Recentemente, mais um fabricante anunciou planear fazer uma alteração estratégica do seu modelo de distribuição, manifestando a intenção de passar a manter contacto direto com o cliente final.
Para o efeito, pretende restruturar a rede retalho, colocando na matriz de toda a operação um canal digital centralizado.
Desta vez foi a Volvo, comunicando que se propôs ser um fabricante mundial de automóveis 100% elétricos até 2030, os quais estarão disponíveis apenas online.
Ainda que este objetivo possa parecer desconcertante num contexto de um modelo consolidado de distribuição baseado em larga medida em contratos de franchising, tem nos últimos anos feito timidamente o seu caminho entre testes e outras tantas declarações de intenção de conhecidos fabricantes.
Alterações no comportamento dos consumidores, inovação tecnológica e a transformação digital estimulam os fabricantes a questionar-se se o atual modelo de três camadas (cliente/concessionário/fabricante) está preparado para acomodar as necessidades dos clientes no futuro e enfrentar os desafios ao nível da rentabilidade dos próprios e respetiva rede de concessionários.

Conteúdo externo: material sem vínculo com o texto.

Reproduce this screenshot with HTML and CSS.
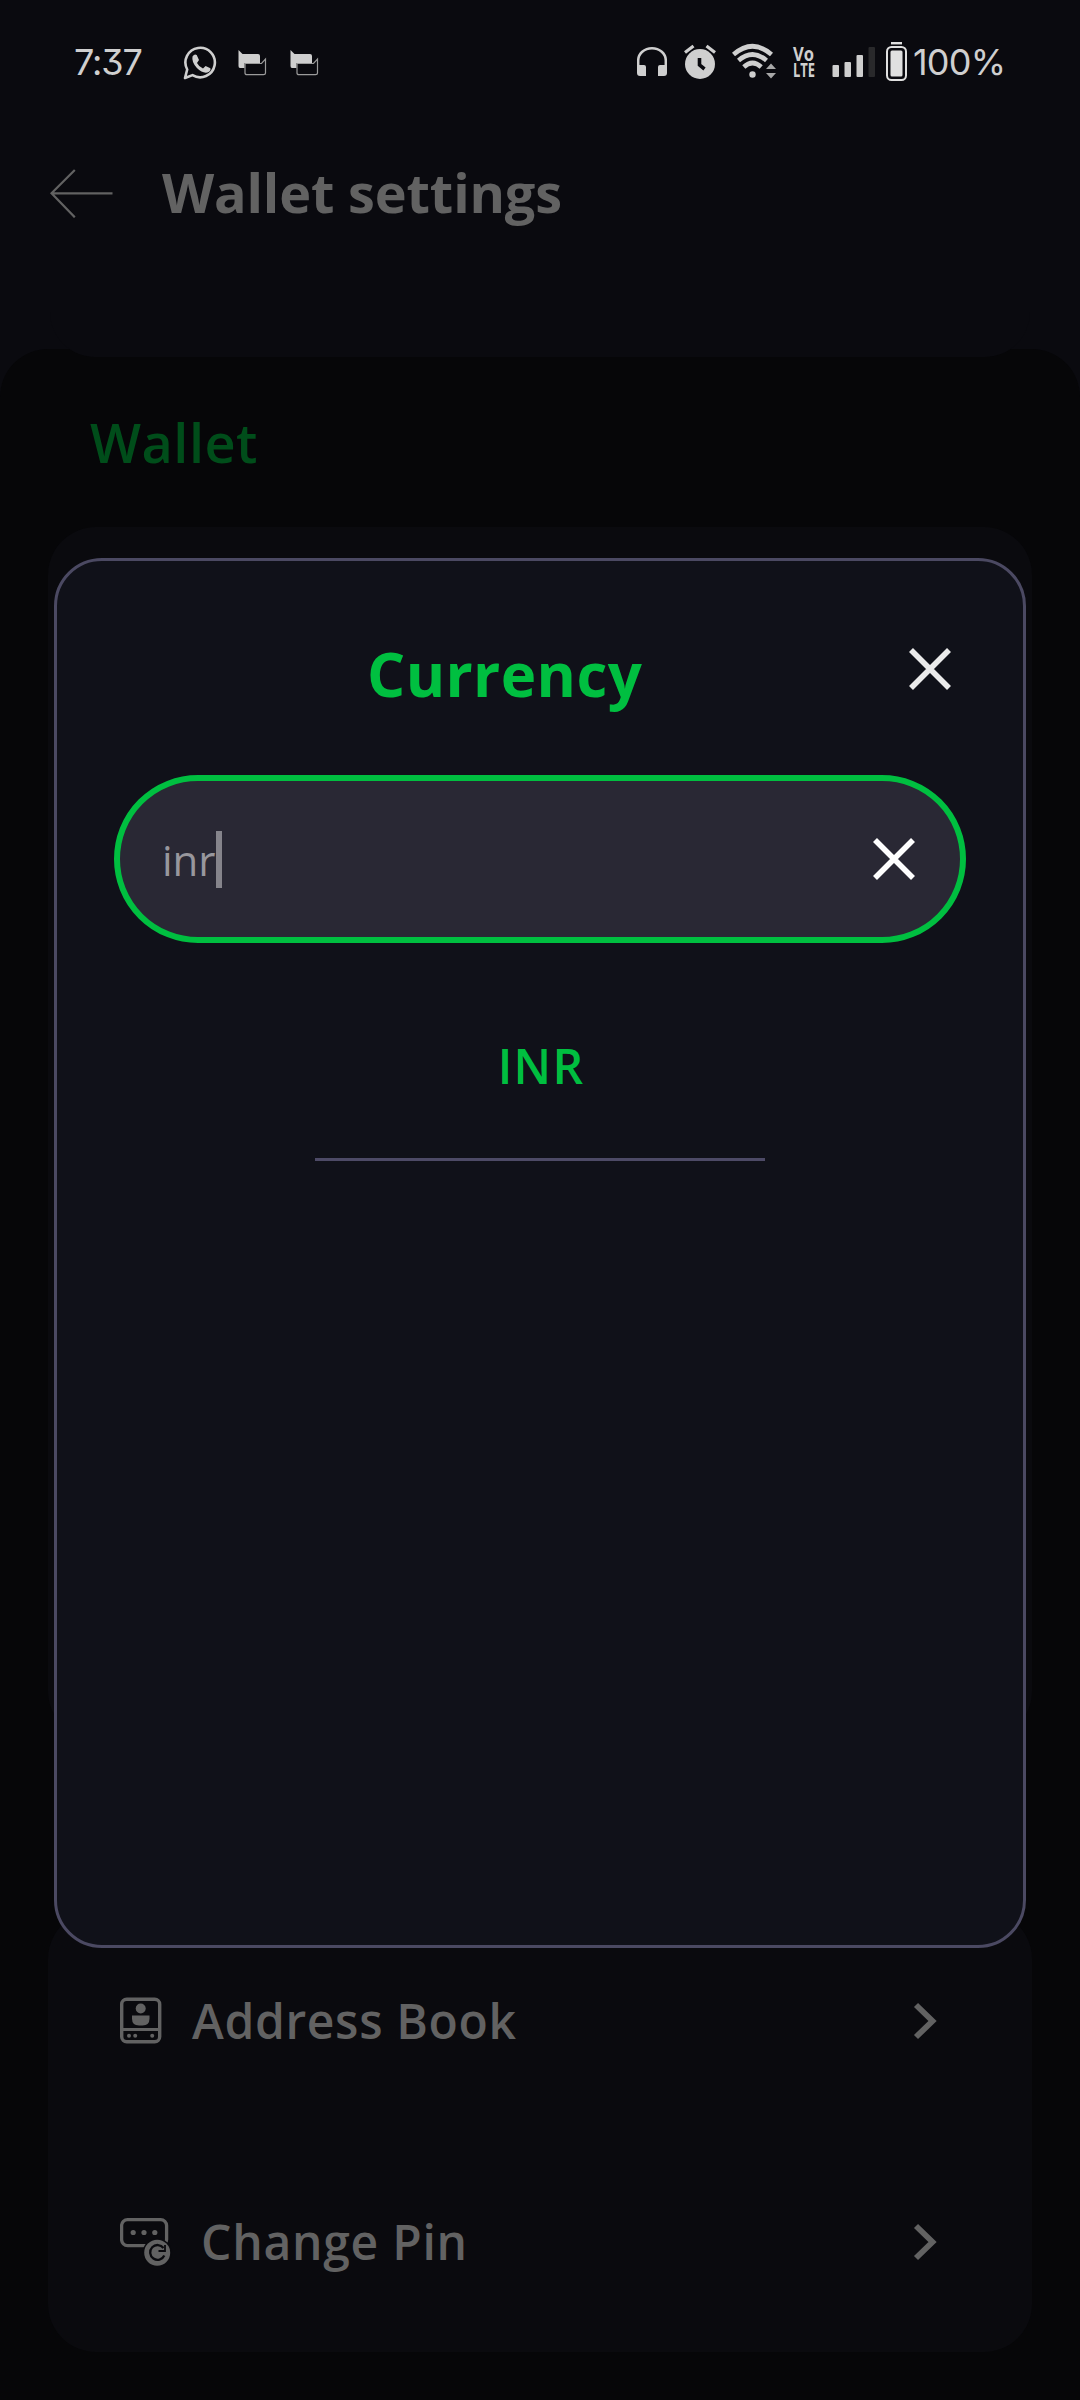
FILE: index.html
```html
<!DOCTYPE html>
<html lang="en">
<head>
<meta charset="utf-8">
<title>Wallet settings</title>
<link rel="stylesheet" href="styles.css">
</head>
<body>
<div class="screen">
  <div class="status">
    <span class="clock">7:37</span>
    <div class="notifications">
      <svg width="34" height="40" viewBox="183 42 34 40"><path d="M185 78l2.200-8.500a14.700 14.700 0 1 1 5.300 5.600z" fill="none" stroke="#cfcfcf" stroke-width="2.600" stroke-linejoin="round"/><path d="M192.500 56.500q2-3 4.200-1.500l2.300 5-2 3q2 4 6 5.500l2.600-2.600 4.800 2.300q.8 3-3 4.300-5 1-10.500-4.500-5.500-6-4.400-11.500z" fill="#cfcfcf"/></svg>
      <svg width="30" height="40" viewBox="237 42 30 40"><path d="M238.500 50l4 4H258q2 0 2 2v7h-15.500v5H240q-1.500 0-1.500-2z" fill="#cfcfcf"/><path d="M245 63.500h16.500l4-4.500v14q0 1.700-2 1.700H247q-2 0-2-1.700z" fill="#0a0a0f" stroke="#9b9b9b" stroke-width="1.200"/></svg>
      <svg width="30" height="40" viewBox="237 42 30 40"><path d="M238.500 50l4 4H258q2 0 2 2v7h-15.500v5H240q-1.500 0-1.500-2z" fill="#cfcfcf"/><path d="M245 63.500h16.500l4-4.500v14q0 1.700-2 1.700H247q-2 0-2-1.700z" fill="#0a0a0f" stroke="#9b9b9b" stroke-width="1.200"/></svg>
    </div>
    <div class="system">
      <svg width="30" height="40" viewBox="637 42 30 40"><path d="M638.200 68v-7.500a13.800 12.300 0 0 1 27.600 0V68" fill="none" stroke="#cfcfcf" stroke-width="2.500"/><path d="M637 65h7q2 0 2 2v9h-6q-3 0-3-3zM667 65h-7q-2 0-2 2v9h6q3 0 3-3z" fill="#cfcfcf"/></svg>
      <svg width="32" height="40" viewBox="684 42 32 40"><circle cx="700" cy="64" r="15" fill="#cfcfcf"/><path d="M685 52.500l8.500-6.500M715 52.500l-8.500-6.500" stroke="#cfcfcf" stroke-width="3.200"/><path d="M699.500 58v7l5 4" fill="none" stroke="#0a0a0f" stroke-width="3.600"/></svg>
      <svg width="44" height="40" viewBox="732 42 44 40"><g fill="none" stroke="#cfcfcf" stroke-width="4.600"><path d="M733.500 54.500q19-16.500 38 0"/><path d="M738.500 60.500q14-12 28 0"/><path d="M743.800 67q8.700-8 17.400 0"/></g><circle cx="752.500" cy="74.500" r="3.200" fill="#cfcfcf"/><path d="M766 69l5-5.500 5 5.500zM766 73l5 5.500 5-5.500z" fill="#a8a8a8"/></svg>
      <svg class="volte" width="22" height="40" viewBox="793 42 22 40"><text x="793" y="61" textLength="21" lengthAdjust="spacingAndGlyphs">Vo</text><text x="793" y="77" textLength="22" lengthAdjust="spacingAndGlyphs">LTE</text></svg>
      <svg width="43" height="40" viewBox="832 42 43 40"><g fill="#cfcfcf"><rect x="832.500" y="65" width="6.500" height="12" rx="1"/><rect x="844.500" y="62" width="6.500" height="15" rx="1"/><rect x="856.500" y="55" width="6.500" height="22" rx="1"/></g><rect x="868.500" y="47" width="6.500" height="30" rx="1" fill="#29292b"/></svg>
      <svg width="22" height="40" viewBox="886 42 22 40"><rect x="887" y="47" width="19" height="33" rx="4.500" fill="none" stroke="#e0e0e0" stroke-width="2"/><rect x="890.500" y="50.500" width="12" height="26" rx="1.500" fill="#e0e0e0"/><path d="M891 43.200h11" stroke="#e0e0e0" stroke-width="2.400"/></svg>
      <span class="level">100%</span>
    </div>
  </div>

  <header class="header">
    <svg width="64" height="50" viewBox="50 168 64 50"><path d="M112.500 193.300H51.500M74.800 170L51.500 193.300l23.300 24" fill="none" stroke="#626262" stroke-width="2.200"/></svg>
    <h1 class="title">Wallet settings</h1>
  </header>

  <main class="panel">
    <div class="lip"></div>
    <h2 class="section">Wallet</h2>
    <section class="card card-main"></section>
    <section class="card card-security">
      <div class="row">
        <svg width="42" height="48" viewBox="120 1996.500 42 48"><rect x="121.700" y="1998.700" width="38" height="42.600" rx="5" fill="none" stroke="#626262" stroke-width="3.400"/><path d="M121 2029h39" stroke="#626262" stroke-width="3"/><circle cx="140.700" cy="2008" r="5" fill="#626262"/><path d="M132 2015h17.500v3q0 7-7 7h-3.500q-7 0-7-7z" fill="#626262"/><g fill="#626262"><circle cx="129" cy="2035.200" r="2"/><circle cx="135.200" cy="2035.200" r="2"/><circle cx="152.200" cy="2035.200" r="2"/></g></svg>
        <span class="label">Address Book</span>
        <svg class="chevron" width="24" height="38" viewBox="913 2002 24 38"><path d="M916 2005l16.500 16L916 2037" fill="none" stroke="#626262" stroke-width="5.800"/></svg>
      </div>
      <div class="row">
        <svg width="52" height="50" viewBox="120 2217 52 50"><rect x="121.600" y="2219.600" width="45" height="26" rx="6" fill="none" stroke="#626262" stroke-width="3.300"/><g fill="#626262"><circle cx="133.200" cy="2232.500" r="2.600"/><circle cx="144" cy="2232.500" r="2.600"/><circle cx="154.800" cy="2232.500" r="2.600"/></g><circle cx="157.200" cy="2252.800" r="14.500" fill="#0a0a0e"/><circle cx="157.200" cy="2252.800" r="13" fill="#626262"/><path d="M163.500 2248a7.400 7.400 0 1 0 .8 7.500" fill="none" stroke="#0a0a0e" stroke-width="2.300"/><path d="M165 2245v6h-6.500" fill="none" stroke="#0a0a0e" stroke-width="1.800"/></svg>
        <span class="label label-pin">Change Pin</span>
        <svg class="chevron" width="24" height="38" viewBox="913 2002 24 38"><path d="M916 2005l16.500 16L916 2037" fill="none" stroke="#626262" stroke-width="5.800"/></svg>
      </div>
    </section>
  </main>

  <div class="dialog" role="dialog">
    <div class="dialog-head">
      <h2 class="dialog-title">Currency</h2>
      <svg width="42" height="42" viewBox="0 0 42 42"><path d="M2 2l38 38M40 2L2 40" stroke="#ebebeb" stroke-width="5.600"/></svg>
    </div>
    <div class="search">
      <span class="query">inr</span><span class="caret"></span>
      <svg width="42" height="42" viewBox="0 0 42 42"><path d="M2 2l38 38M40 2L2 40" stroke="#fff" stroke-width="5.600"/></svg>
    </div>
    <div class="option">INR</div>
  </div>
</div>
</body>
</html>
```
FILE: styles.css
```css
* { box-sizing: border-box; }
body { margin: 0; background: #060608; font-family: "Open Sans", sans-serif; }
h1, h2 { margin: 0; }
svg { display: block; flex: none; }

.screen { position: relative; width: 1080px; height: 2400px; overflow: hidden; background: #0a0a0f; }

.status { display: flex; align-items: center; height: 124px; padding: 0 76px 0 74px; color: #cfcfcf; font-family: Inter, sans-serif; font-size: 36px; line-height: 40px; }
.clock { width: 109px; letter-spacing: -1.1px; font-feature-settings: "cv09"; }
.notifications { display: flex; }
.notifications svg + svg { margin-left: 20px; }
.notifications svg + svg + svg { margin-left: 22px; }
.system { display: flex; align-items: center; margin-left: auto; }
.system svg { margin-right: 17px; }
.system svg:nth-child(2) { margin-right: 16px; }
.system svg:nth-child(5) { margin-right: 11px; }
.system svg:nth-child(6) { margin-right: 5px; }
.level { width: 91px; white-space: nowrap; letter-spacing: -.8px; }
.volte { overflow: visible; font-family: "Open Sans", sans-serif; font-size: 19.500px; font-weight: 700; fill: #cfcfcf; }

.header { display: flex; align-items: center; gap: 48px; height: 138px; padding-left: 50px; }
.title { margin-bottom: 2px; color: #626262; font-size: 54px; line-height: 74px; font-weight: 700; letter-spacing: -.15px; white-space: nowrap; }

.panel { display: flow-root; height: 2051px; margin-top: 87px; padding: 0 48px; background: #060608; border-radius: 48px 48px 0 0; }
.lip { height: 57px; margin: -49px 2px 0; background: #0a0a0f; border-radius: 0 0 45px 45px; }
.section { padding: 48px 0 0 42px; color: #004d1a; font-size: 54px; line-height: 74px; font-weight: 600; letter-spacing: .5px; }
.card { background: #0a0a0e; border-radius: 48px; }
.card-main { height: 1212px; margin-top: 48px; }
.card-security { height: 441px; margin-top: 172px; }
.row { display: flex; align-items: center; height: 221px; padding: 0 95px 2px 72px; }
.label { margin-left: 30px; color: #626262; font-size: 48px; line-height: 66px; font-weight: 600; letter-spacing: .65px; white-space: nowrap; }
.label-pin { margin-left: 29px; letter-spacing: .75px; }
.chevron { margin-left: auto; }

.dialog { position: absolute; left: 54px; top: 558px; width: 972px; height: 1390px; background: #101119; border: 3px solid #4b4962; border-radius: 48px; }
.dialog-head { display: flex; align-items: center; justify-content: space-between; height: 214px; padding: 2px 72px 0 310px; }
.dialog-title { padding-top: 10px; color: #00bf40; font-size: 60px; line-height: 82px; font-weight: 700; letter-spacing: .4px; }
.search { display: flex; align-items: center; height: 168px; margin: 0 57px; padding: 0 45px 0 42px; background: #292834; border: 6px solid #00bf40; border-radius: 84px; }
.query { padding-top: 2px; color: #98979d; font-size: 42px; line-height: 58px; }
.caret { width: 6px; height: 57px; background: #85848b; }
.search svg { margin-left: auto; }
.option { width: 450px; height: 218px; margin: 0 auto; padding: 90px 0 0 2px; border-bottom: 3px solid #4d4a66; color: #00bf40; font-size: 48px; line-height: 66px; font-weight: 600; letter-spacing: 1.2px; text-align: center; }
```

A Tesla, sem o legado de uma rede de distribuição, foi pioneira no modelo de venda direta online, suportado no terreno por espaços de exposição estrategicamente posicionados e pop-up sotres. Outras start-ups seguem o mesmo caminho, desafiando também o status quo.
Simultaneamente, alguns incumbentes, reconhecendo o benefício de uma estratégia multicanal, têm procurado inovar, não abdicando do valor que o concessionário aporta, adotando o chamado modelo de “Agência”.

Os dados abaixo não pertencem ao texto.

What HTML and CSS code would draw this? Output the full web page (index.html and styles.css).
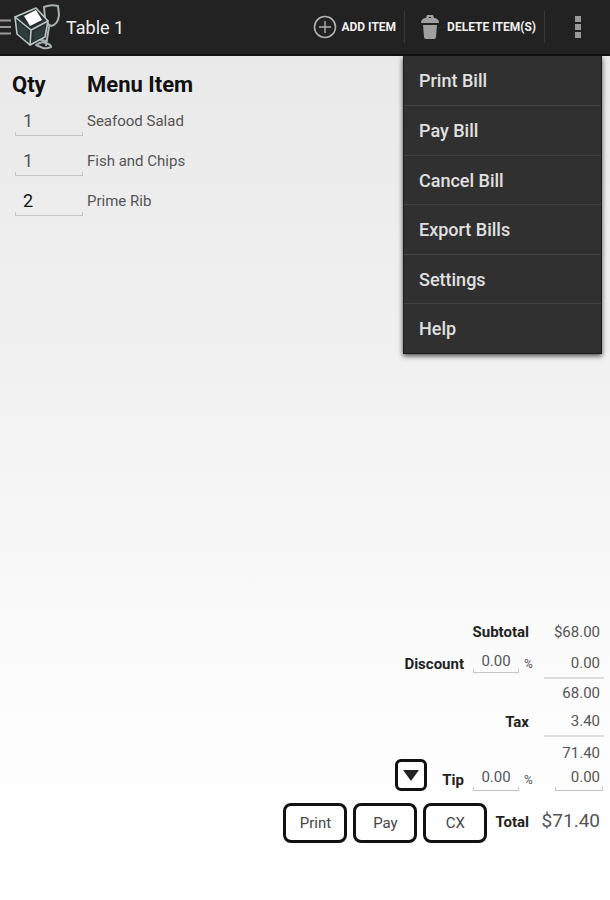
FILE: index.html
```html
<!DOCTYPE html>
<html lang="en">
<head>
    <meta charset="UTF-8">
    <meta name="viewport" content="width=device-width, initial-scale=1.0">
    <title>Table 1</title>
    <link rel="stylesheet" href="styles.css">
</head>
<body>
    <header class="action-bar">
        <button class="nav-button" aria-label="Open navigation">
            <svg class="drawer-icon" viewBox="0 0 11 16" width="11" height="16">
                <path d="M0 1.5h11M0 8h11M0 14.5h11" stroke="#999" stroke-width="2"/>
            </svg>
            <svg class="logo" viewBox="0 0 48 48" width="48" height="48" fill="none" stroke-linejoin="round" stroke-linecap="round">
                <path d="M31 4q7-3 14-1l1 9q-1 10-8 11-5-2-6-8z" fill="#222" stroke="#a9b3b1" stroke-width="2"/>
                <path d="M36 24l-3 18M23 42q6-4 9-2 6 1 6 4-5 2-8 1zM28 37l6 1" stroke="#a9b3b1" stroke-width="2"/>
                <path d="M2 14l21-9 12 13-3 16-15 8L4 31z" fill="#26302f" stroke="#bcc6c4" stroke-width="1.6"/>
                <path d="M2 14l16 13 17-9M18 27l-1 15" stroke="#bcc6c4" stroke-width="1.6"/>
                <path d="M5 19l10 8v11L6 30zM21 29l11-6-2 10-9 5z" fill="#2e3d3a"/>
                <path d="M11 13l12-6 6 10-12 6z" fill="#fff"/>
            </svg>
        </button>
        <h1 class="title">Table 1</h1>
        <button class="action">
            <svg viewBox="0 0 24 24" width="24" height="24" fill="none" stroke="#b0b0b0">
                <circle cx="12" cy="12" r="10.5" stroke-width="1.6"/>
                <path d="M12 6v12M6 12h12" stroke-width="1.4"/>
            </svg>
            Add Item
        </button>
        <button class="action action-delete">
            <svg viewBox="0 0 18 26" width="18" height="26" fill="#a0a0a0">
                <path d="M5 4l1-3h6l1 3h-3V3H8v1z"/>
                <path d="M0 9q0-4 4-5h10q4 1 4 5zM2 11h14l-1 12q0 2-2 2H5q-2 0-2-2z"/>
            </svg>
            Delete Item(s)
        </button>
        <button class="overflow-button" aria-label="More options">
            <svg viewBox="0 0 6 22" width="6" height="22" fill="#999">
                <path d="M0 0h6v6H0zM0 8h6v6H0zM0 16h6v6H0z"/>
            </svg>
        </button>
        <div class="overflow-menu">
            <button>Print Bill</button>
            <button>Pay Bill</button>
            <button>Cancel Bill</button>
            <button>Export Bills</button>
            <button>Settings</button>
            <button>Help</button>
        </div>
    </header>

    <main class="bill">
        <table class="items">
            <thead>
                <tr><th class="qty-head">Qty</th><th>Menu Item</th></tr>
            </thead>
            <tbody>
                <tr>
                    <td><input class="field qty" id="qty1" type="text" value="1"></td>
                    <td><label for="qty1">Seafood Salad</label></td>
                </tr>
                <tr>
                    <td><input class="field qty" id="qty2" type="text" value="1"></td>
                    <td><label for="qty2">Fish and Chips</label></td>
                </tr>
                <tr>
                    <td><input class="field qty qty-active" id="qty3" type="text" value="2"></td>
                    <td><label for="qty3">Prime Rib</label></td>
                </tr>
            </tbody>
        </table>
    </main>

    <footer class="totals">
        <div class="row subtotal-row">
            <span class="label wide">Subtotal</span>
            <span class="amount">$68.00</span>
        </div>
        <div class="row discount-row">
            <label class="label" for="discount">Discount</label>
            <input class="field percent" id="discount" type="text" value="0.00">
            <span class="unit">%</span>
            <span class="amount ruled">0.00</span>
        </div>
        <div class="row discounted-row">
            <span class="amount">68.00</span>
        </div>
        <div class="row">
            <span class="label wide">Tax</span>
            <span class="amount ruled">3.40</span>
        </div>
        <div class="row tip-row">
            <button class="box-button tip-button" aria-label="Choose tip">
                <svg viewBox="0 0 16 11" width="16" height="11"><path d="M0 0h16L8 11z" fill="#222"/></svg>
            </button>
            <label class="label tip-label" for="tip">Tip</label>
            <input class="field percent" id="tip" type="text" value="0.00">
            <span class="unit">%</span>
            <div class="tip-amounts">
                <span class="amount">71.40</span>
                <input class="field tip-amount" type="text" value="0.00" aria-label="Tip amount">
            </div>
        </div>
        <div class="row total-row">
            <button class="box-button">Print</button>
            <button class="box-button">Pay</button>
            <button class="box-button">CX</button>
            <span class="label total-label">Total</span>
            <span class="amount grand">$71.40</span>
        </div>
    </footer>
</body>
</html>
```
FILE: styles.css
```css
* {
    box-sizing: border-box;
}
body {
    margin: 0;
    min-height: 100vh;
    display: flex;
    flex-direction: column;
    font-family: Roboto, sans-serif;
    font-size: 15px;
    color: #555;
    background: linear-gradient(#e8e8e8, #f2f2f2 45%, #fcfcfc 75%, #fff);
}
button, input {
    font-family: inherit;
    border: none;
    padding: 0;
}
button {
    cursor: pointer;
    background: none;
}

/* action bar */
.action-bar {
    position: relative;
    display: flex;
    align-items: center;
    height: 56px;
    background: #222;
    border-bottom: 2px solid #111;
}
.nav-button {
    display: flex;
    align-items: center;
    gap: 2px;
}
.title {
    flex: 1;
    margin: 0 0 0 5px;
    font-size: 18px;
    font-weight: 400;
    color: #f0f0f0;
}
.action {
    display: flex;
    align-items: center;
    gap: 4px;
    height: 32px;
    padding-right: 8px;
    border-right: 1px solid #383838;
    font-size: 12px;
    font-weight: 700;
    text-transform: uppercase;
    color: #f0f0f0;
}
.action-delete {
    gap: 8px;
    padding-left: 16px;
}
.overflow-button {
    width: 65px;
    height: 54px;
}
.overflow-button svg {
    display: block;
    margin: 0 auto;
}
.overflow-menu {
    position: absolute;
    top: 56px;
    right: 8px;
    width: 199px;
    background: #303030;
    border: 1px solid #1c1c1c;
    border-top: none;
    box-shadow: 0 2px 5px rgba(0, 0, 0, 0.7);
}
.overflow-menu button {
    display: block;
    width: 100%;
    height: 49px;
    padding-left: 15px;
    text-align: left;
    font-size: 18px;
    font-weight: 500;
    color: #e0e0e0;
}
.overflow-menu button:nth-child(even) {
    height: 50px;
}
.overflow-menu button + button {
    border-top: 1px solid #444;
}

/* text fields with the bracket underline */
.field {
    border-radius: 0;
    background:
        linear-gradient(#c4c4c4, #c4c4c4) bottom / 100% 1px no-repeat,
        linear-gradient(#c4c4c4, #c4c4c4) left bottom / 1px 4px no-repeat,
        linear-gradient(#c4c4c4, #c4c4c4) right bottom / 1px 4px no-repeat;
    color: #555;
}

/* ordered items */
.bill {
    flex: 1;
    padding: 14px 12px;
}
.items {
    border-collapse: collapse;
}
.items th {
    height: 30px;
    padding: 0 0 2px;
    text-align: left;
    font-size: 22px;
    font-weight: 700;
    color: #111;
}
.items td {
    height: 40px;
    padding: 0;
}
.items td + td {
    padding-top: 2px;
}
.items .qty-head {
    width: 75px;
}
.qty {
    display: block;
    width: 68px;
    height: 32px;
    margin-left: 3px;
    padding: 0 8px;
    font-size: 18px;
}
.qty-active {
    color: #111;
}

/* totals */
.totals {
    padding: 0 6px 57px;
}
.row {
    display: flex;
    justify-content: flex-end;
    align-items: center;
    height: 30px;
}
.label {
    font-weight: 700;
    color: #222;
}
.wide {
    margin-right: 15px;
}
.percent {
    width: 46px;
    height: 28px;
    margin: 0 5px 0 9px;
    text-align: center;
    font-size: 15px;
}
.unit {
    width: 20px;
    font-size: 12px;
}
.amount {
    width: 60px;
    padding-right: 4px;
    text-align: right;
    line-height: 30px;
}
.ruled {
    border-bottom: 2px solid #ddd;
    line-height: 28px;
}
.subtotal-row {
    height: 34px;
}
.discount-row .percent {
    align-self: flex-start;
    height: 24px;
}
.discounted-row {
    height: 28px;
}
.tip-row {
    align-items: flex-end;
    height: 54px;
}
.tip-row .unit, .tip-label {
    line-height: 22px;
}
.tip-button {
    height: 32px;
    width: 32px;
    margin-right: 15px;
}
.tip-amounts {
    display: flex;
    flex-direction: column;
    align-items: flex-end;
    width: 60px;
}
.tip-amounts .amount {
    line-height: 20px;
}
.tip-amount {
    width: 48px;
    height: 28px;
    padding-right: 3px;
    margin-right: 1px;
    text-align: right;
    font-size: 15px;
}
.box-button {
    display: flex;
    align-items: center;
    justify-content: center;
    border: 3px solid #111;
    border-radius: 6px;
    background: #fff;
    color: #444;
}
.total-row {
    height: 52px;
    align-items: flex-end;
    gap: 6px;
}
.total-row .box-button {
    width: 64px;
    height: 40px;
    border-radius: 8px;
    font-size: 15px;
}
.total-label {
    margin-left: 2px;
    line-height: 42px;
}
.grand {
    width: 69px;
    font-size: 19px;
    line-height: 44px;
}
```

Embora, até ao momento, testando de forma controlada em produtos e mercados específicos, este parece apresentar-se como uma das possíveis hipóteses.
Senão, vejam-se os exemplos da estratégia de comercialização, em alguns dos países europeus, da nova família de veículos elétricos ID da Volkswagen, o modelo preconizado pela Honda e pela Toyota no mercado neozelandês e o adotado também pela jovem Polestar, nascida no seio do universo Volvo.
Num artigo sobre o tema (“Agency Sales Model – Accelerating the future of automotive sales“), a consultora Capgemini define o modelo de “Agência” como uma evolução do tradicional modelo de três camadas para um modelo integrado online-offline.
O fabricante interage diretamente com o cliente e assume a responsabilidade pela venda, ao mesmo tempo que o concessionário, ainda que continuando a dar a cara perante o cliente, deixa de ser um parceiro contratual, atuando como um agente.
O modelo de “Agência” pode ser uma evolução do modelo tradicional, no entanto não deixará de se apresentar como uma revolução para todos os envolvidos na cadeia de valor.
Desde logo, como a Capgemini descreve, o fabricante passa a assumir o risco financeiro que estava reservado ao concessionário, fornecendo ele mesmo todo o stock e logística de abastecimento centralmente, fixando o preço.
Por outro lado, edifica uma infraestrutura centralizada de dados e competências analíticas para compreender a enorme quantidade de dados provenientes dos consumidores, procurando oferecer uma experiência de compra altamente personalizada, efetivando o controlo do funil de vendas.
Aos agentes, que manterão um papel relevante, ficará reservado o papel de acompanhar a jornada digital do cliente em coordenação com o fabricante, prontos para o aconselhamento no terreno, gestão de test-drives, entrega e serviço.
Na perspetiva da Capgemini, não obstante os investimentos sejam avultados, tal alteração trará retornos financeiros a médio e longo prazo, fruto de uma acrescida satisfação do cliente e redução de custos tanto para o fabricante como para a respetiva rede de agentes.
O tempo e a experiência provarão se este modelo, que se propõe combinar a eficiência e transparência do online, com uma ancoragem física local, conseguirá fazer a quadratura do círculo, trazendo benefícios significativos para todas as partes envolvidas.